The subsequent development of organization theory reflects both the various theoretical approaches in sociology as a whole and the influence of managerial perspectives, particularly SCIENTIFIC MANAGEMENT and the HUMAN RELATIONS SCHOOL. FUNCTIONALISM has exerted a powerful influence on organizational theory either explicitly, as in the concept of the organization as a system (see SYSTEMS THEORY), or implicitly via assumptions about organizational ‘survival’ and ‘adaptation’ to the environment. Organizations have been conceptualized as ‘open systems‘ with an emphasis on ‘input-output’ exchanges between the organization and its environment. In similar vein, the Tavistock Institute (Trist et al., 1963) has used the concept of‘sociotechnical system’ (see SOCIOTECHNICAL SYSTEMS APPROACH) to describe the interaction between technical production requirements and social system needs and to demonstrate that a variety of forms of work organization are compatible with given types of technology allowing a degree of organizational choice.

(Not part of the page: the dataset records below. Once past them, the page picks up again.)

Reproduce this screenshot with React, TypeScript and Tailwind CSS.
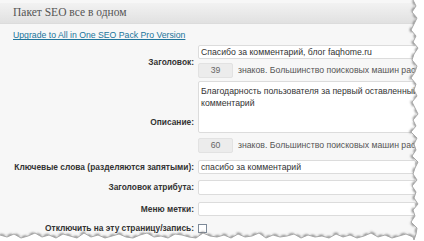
const LABEL = "w-[198px] shrink-0 text-right pr-[4px] font-bold text-[8.4px] text-[#333]";
const INPUT = "flex-1 h-[14px] bg-white border border-[#dcdcdc] rounded-[2px] pl-[2px] text-[8.7px] text-[#333] leading-[12px]";

const rightJag = [0, 3, -1, 4, 1, -2, 3, 0, 5, 1, -1, 4, 2, -2, 3, 1, 4, -1, 2, 5, 0, 3, -2, 4, 1, 3, -1, 5, 2, 0, 4, -1, 3, 1, 5, 0, 2, -2, 4, 3, 1];
const bottomJag = [0, 2, -1, 3, 1, -2, 2, 0, 3, -1, 1, 3, -2, 2, 0, 3, 1, -1, 2, 3, 0, -2, 2, 1, 3, -1, 0, 2, 3, -2, 1, 2, 0, 3, -1, 2, 1, -2, 3, 0, 2, 1, -1, 3, 0, 2, 1, 3, -1, 2, 0, 3, 1, -2, 2, 0, 3, 1, -1, 2];

const TornEdge = () => {
  const right = rightJag.map((d, i) => `${413 + d},${i * 6}`);
  const bottom = bottomJag
    .map((d, i) => `${i * 7},${235 + d}`)
    .filter((_, i) => i * 7 < 412);
  const edge = `M0,235 L${bottom.join(" L")} L413,237 L${[...right].reverse().join(" L")}`;
  const fill = `${edge} L424,0 L424,241 L0,241 Z`;
  return (
    <svg className="absolute inset-0 pointer-events-none" width="424" height="241" viewBox="0 0 424 241">
      <defs>
        <filter id="blur" x="-10%" y="-10%" width="120%" height="120%">
          <feGaussianBlur stdDeviation="0.8" />
        </filter>
      </defs>
      <path d={edge} fill="none" stroke="#7a7a7a" strokeWidth="2.5" strokeDasharray="5 3" filter="url(#blur)" />
      <path d={fill} fill="#ffffff" />
      <path d={edge} fill="none" stroke="#a8a8a8" strokeWidth="1" />
    </svg>
  );
};

const Counter = ({ n }: { n: string }) => (
  <div className="flex items-center">
    <div className="w-[35px] h-[15px] bg-[#ececec] border border-[#e2e2e2] rounded-[2px] text-center text-[8.7px] leading-[13px] text-[#666]">{n}</div>
    <span className="ml-[5px] text-[8.7px] text-[#555] whitespace-nowrap">знаков. Большинство поисковых машин расс</span>
  </div>
);

export default function App() {
  return (
    <div className="relative w-[424px] h-[241px] overflow-hidden bg-white" style={{ fontFamily: '"Liberation Sans", Arial, sans-serif' }}>
      <div className="w-[416px] h-[241px] bg-[#f7f7f7] pt-[3px]">
        <div className="h-[21px] bg-gradient-to-b from-[#f2f2f2] to-[#e1e1e1] border-b border-[#dcdcdc] flex items-center pl-[13px]">
          <span className="text-[11.5px] text-[#555]" style={{ fontFamily: '"Liberation Serif", Georgia, serif' }}>Пакет SEO все в одном</span>
        </div>
        <div className="pl-[13px] pt-[3px] h-[21px] flex items-center">
          <span className="text-[8.7px] text-[#21759b] underline">Upgrade to All in One SEO Pack Pro Version</span>
        </div>
        <div className="flex flex-col overflow-hidden">
          <div className="flex items-start">
            <div className={`${LABEL} pt-[11px]`}>Заголовок:</div>
            <div className="flex-1 flex flex-col">
              <div className={`${INPUT} whitespace-nowrap`}>Спасибо за комментарий, блог faqhome.ru</div>
              <div className="mt-[4px]"><Counter n="39" /></div>
            </div>
          </div>
          <div className="flex items-start mt-[3px]">
            <div className={`${LABEL} pt-[35px]`}>Описание:</div>
            <div className="flex-1 h-[52px] bg-white border border-[#dcdcdc] rounded-[2px] pl-[2px] pt-[3px] text-[8.7px] text-[#333] leading-[12px] whitespace-nowrap">
              Благодарность пользователя за первый оставленный<br />комментарий
            </div>
          </div>
          <div className="flex mt-[5px]">
            <div className="w-[198px] shrink-0" />
            <Counter n="60" />
          </div>
          <div className="flex items-center mt-[7px]">
            <div className={LABEL}>Ключевые слова (разделяются запятыми):</div>
            <div className={`${INPUT} whitespace-nowrap`}>спасибо за комментарий</div>
          </div>
          <div className="flex items-center mt-[6px]">
            <div className={LABEL}>Заголовок атрибута:</div>
            <div className={`${INPUT} h-[15px]`} />
          </div>
          <div className="flex items-center mt-[7px]">
            <div className={LABEL}>Меню метки:</div>
            <div className={INPUT} />
          </div>
          <div className="flex items-center mt-[6px]">
            <div className={LABEL}>Отключить на эту страницу/запись:</div>
            <div className="w-[9px] h-[9px] bg-white border border-[#7d8a99]" />
          </div>
        </div>
      </div>
      <TornEdge />
    </div>
  );
}
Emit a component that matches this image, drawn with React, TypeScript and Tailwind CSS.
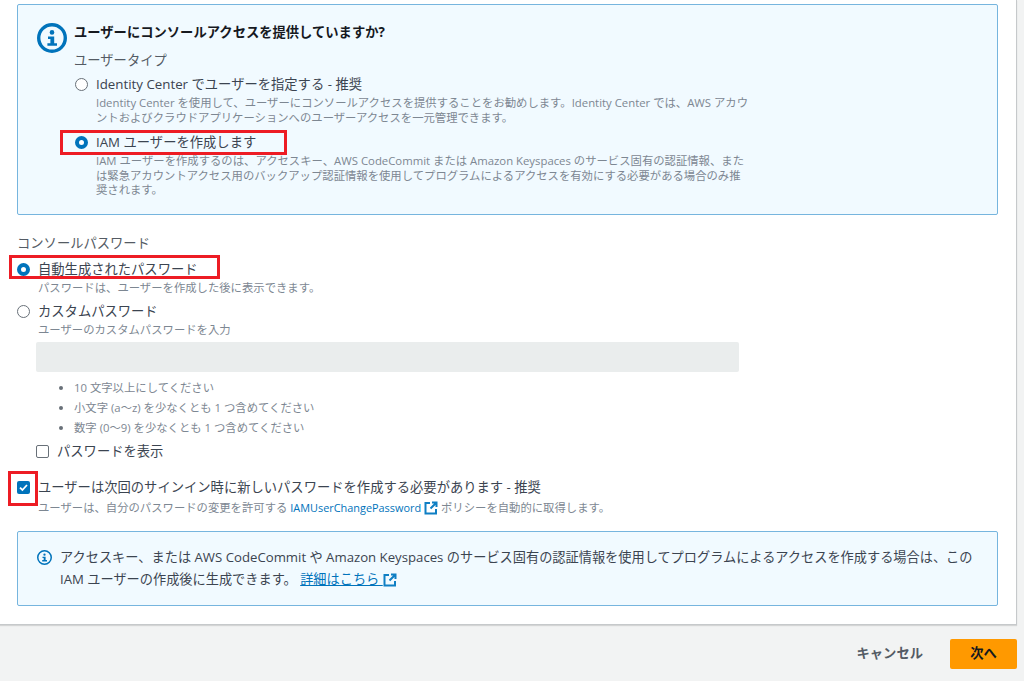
import { ReactNode } from 'react';

const Radio = ({ checked }: { checked?: boolean }) =>
  checked ? (
    <span className="block w-[13px] h-[13px] shrink-0 rounded-full border-[4px] border-[#0073bb] bg-white" />
  ) : (
    <span className="block w-[13px] h-[13px] shrink-0 rounded-full border border-[#687078] bg-white" />
  );

const ExternalIcon = () => (
  <svg viewBox="0 0 14 14" className="inline-block w-[14px] h-[14px] align-[-3px]" fill="none" stroke="#0f7fc4" strokeWidth="2">
    <path d="M6 2H1.5v10.5H12V8" />
    <path d="M8 1.5h4.5V6M12 2 6.5 7.5" />
  </svg>
);

const InfoIcon = ({ size, width }: { size: string; width: number }) => (
  <svg viewBox="0 0 30 30" className={size} fill="none">
    <circle cx="15" cy="15" r={15 - width / 2} stroke="#0073bb" strokeWidth={width} />
    <circle cx="15" cy="9.4" r="2.3" fill="#0073bb" />
    <path d="M11 13.6h6.2v6.6H20v2.6H10.4v-2.6h3V16H11z" fill="#0073bb" />
  </svg>
);

const RadioRow = ({ checked, label, children }: { checked?: boolean; label: string; children?: ReactNode }) => (
  <div className="flex gap-[8px]">
    <div className="pt-[4px]">
      <Radio checked={checked} />
    </div>
    <div className="flex-1">
      <div className="text-[13.3px] leading-[20px] text-[#3b4450]">{label}</div>
      {children}
    </div>
  </div>
);

const Hint = ({ children }: { children: ReactNode }) => (
  <p className="mt-[2px] text-[11.35px] leading-[14.5px] text-[#7d8792]">{children}</p>
);

export default function App() {
  return (
    <div
      className="w-[1024px] h-[681px] overflow-hidden bg-[#f2f3f3] flex flex-col"
      style={{ fontFamily: '"Open Sans", "Noto Sans CJK JP", sans-serif' }}
    >
      <div className="w-[1017px] h-[625px] shrink-0 bg-white border-b border-r border-[#c6c9cb] shadow-[0_1px_1px_rgba(0,0,0,0.12)] pl-[17px] pr-[18px] pt-[4px]">
        <section className="h-[211px] rounded-[2px] border border-[#76b5de] bg-[#f1faff] pl-[19px] pt-[18px] flex gap-[7px]">
          <InfoIcon size="w-[30px] h-[30px] shrink-0" width={3.4} />
          <div className="w-[675px]">
            <h2 className="text-[13.3px] leading-[18px] font-bold text-[#16191f]">ユーザーにコンソールアクセスを提供していますか?</h2>
            <div className="mt-[9px] text-[13.3px] leading-[20px] text-[#545b64]">ユーザータイプ</div>
            <div className="mt-[4px] ml-[1px]">
              <RadioRow label="Identity Center でユーザーを指定する - 推奨">
                <Hint>
                  Identity Center を使用して、ユーザーにコンソールアクセスを提供することをお勧めします。Identity Center では、AWS アカウントおよびクラウドアプリケーションへのユーザーアクセスを一元管理できます。
                </Hint>
              </RadioRow>
            </div>
            <div className="mt-[7px] ml-[1px]">
              <RadioRow checked label="IAM ユーザーを作成します">
                <Hint>
                  IAM ユーザーを作成するのは、アクセスキー、AWS CodeCommit または Amazon Keyspaces のサービス固有の認証情報、または緊急アカウントアクセス用のバックアップ認証情報を使用してプログラムによるアクセスを有効にする必要がある場合のみ推奨されます。
                </Hint>
              </RadioRow>
            </div>
          </div>
        </section>

        <div className="mt-[18px] text-[13.3px] leading-[20px] text-[#545b64]">コンソールパスワード</div>
        <div className="mt-[6px]">
          <RadioRow checked label="自動生成されたパスワード">
            <Hint>パスワードは、ユーザーを作成した後に表示できます。</Hint>
          </RadioRow>
        </div>
        <div className="mt-[5px]">
          <RadioRow label="カスタムパスワード">
            <Hint>ユーザーのカスタムパスワードを入力</Hint>
            <div className="mt-[5px] -ml-[2px] w-[703px] h-[30px] rounded-[2px] bg-[#eaeded]" />
            <ul className="mt-[6px] pl-[36px] list-disc text-[11.35px] leading-[20px] text-[#7d8792] marker:text-[#687078]">
              <li>10 文字以上にしてください</li>
              <li>小文字 (a～z) を少なくとも 1 つ含めてください</li>
              <li>数字 (0～9) を少なくとも 1 つ含めてください</li>
            </ul>
            <div className="mt-[3px] -ml-[2px] flex items-center gap-[8px]">
              <span className="block w-[13px] h-[13px] rounded-[2px] border border-[#687078] bg-white" />
              <span className="text-[13.3px] leading-[20px] text-[#3b4450]">パスワードを表示</span>
            </div>
          </RadioRow>
        </div>

        <div className="mt-[16px] flex gap-[8px]">
          <div className="pt-[4px]">
            <span className="flex items-center justify-center w-[13px] h-[13px] rounded-[2px] bg-[#0073bb]">
              <svg viewBox="0 0 13 13" className="w-[13px] h-[13px]" fill="none" stroke="white" strokeWidth="1.8">
                <path d="M3 6.6 5.4 9 10 4" />
              </svg>
            </span>
          </div>
          <div>
            <div className="text-[13.3px] leading-[20px] text-[#3b4450]">ユーザーは次回のサインイン時に新しいパスワードを作成する必要があります - 推奨</div>
            <p className="mt-[3px] text-[11.35px] leading-[16px] text-[#7d8792]">
              ユーザーは、自分のパスワードの変更を許可する <span className="text-[10.9px] text-[#0073bb]">IAMUserChangePassword</span> <ExternalIcon /> ポリシーを自動的に取得します。
            </p>
          </div>
        </div>

        <section className="mt-[15px] h-[75px] rounded-[2px] border border-[#76b5de] bg-[#f1faff] pl-[19px] pr-[20px] pt-[14px] flex gap-[8px]">
          <InfoIcon size="w-[15px] h-[15px] mt-[4px] shrink-0" width={3} />
          <div className="text-[13.2px] leading-[22px] text-[#3b4450]">
            <div>アクセスキー、または AWS CodeCommit や Amazon Keyspaces のサービス固有の認証情報を使用してプログラムによるアクセスを作成する場合は、この</div>
            <div>
              IAM ユーザーの作成後に生成できます。{' '}
              <span className="text-[#0073bb] underline">詳細はこちら </span><ExternalIcon />
            </div>
          </div>
        </section>
      </div>

      <div className="flex-1 flex items-center justify-end gap-[27px] pr-[7px] pt-[2px]">
        <button className="text-[13.3px] font-bold text-[#545b64]">キャンセル</button>
        <button className="w-[67px] h-[30px] rounded-[2px] bg-[#ff9900] text-[13.3px] font-bold text-[#16191f]">次へ</button>
      </div>

      {/* 赤枠の注釈 */}
      <div className="absolute left-[60px] top-[130px] w-[227px] h-[25px] border-[3px] border-[#ed1c24]" />
      <div className="absolute left-[9px] top-[255px] w-[211px] h-[24px] border-[3px] border-[#ed1c24]" />
      <div className="absolute left-[8px] top-[471px] w-[30px] h-[35px] border-[3px] border-[#ed1c24]" />
    </div>
  );
}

CONTINGENCY THEORY (Pugh et al., 1968; Laurence and Lorsch, 1967), which drew on the work of Burns and Stalker, and Woodward's (1970) discussion of the connection between organizational structure and technological complexity in the production process, has synthesized many of these findings, and undermined the claim of Scientific Management that there is ‘one best (organizational) way’. Instead, contingency theory argues for the empirical study of the variety of relations which exist between ‘contextual variables’ (e.g. size, technology, environment), types of organizational structure and performance. Interestingly, however, it has itself come under attack from theorists who, impressed by the success of Japanese managerial methods (Ouchi, 1981), have been anxious to reassert the need for universal principles, such as the importance of strong organizational culture (Peters and Wateman, 1982). In sociology, contingency theory has been heavily criticized for different reasons, namely its deterministic assumptions, empiricism, and the weakness of the correlations established. The neglect of power relations by contingency theorists has been stressed by Child (1985), who proposes a strategic contingency approach to organizations which concentrates upon the role of managerial choice in actively shaping organizational structures in response to contingencies. Contingent factors, such as the environment, are, in turn, not treated as ‘independent variables’ but partly chosen or controlled by powerful organizations (multinationals, for example). The study of power relations and decision-making in organizations has been influenced by Simon's (1957a & b) concept of BOUNDED RATIONALITY and includes the analysis of organizational ‘micro-politics’ (Perrow, 1979).
Interactionist contributions to organization theory have emphasized the socially constructed nature of organizational arrangements as ‘negotiated orders’ and the precariousness of organizational rules (Silverman, 1970) as a corrective to the ‘top-down’ systems view of organizational life. Perspectives derived from SYMBOLIC INTERACTIONISM have informed an expanding area of current research into organizational cultures using ETHNOGRAPHIC methods.
In recent years the realm of organization theory has been transformed by the entry of poststructuralist and ‘culturalist’ approaches – see ORGANIZATIONAL CULTURE.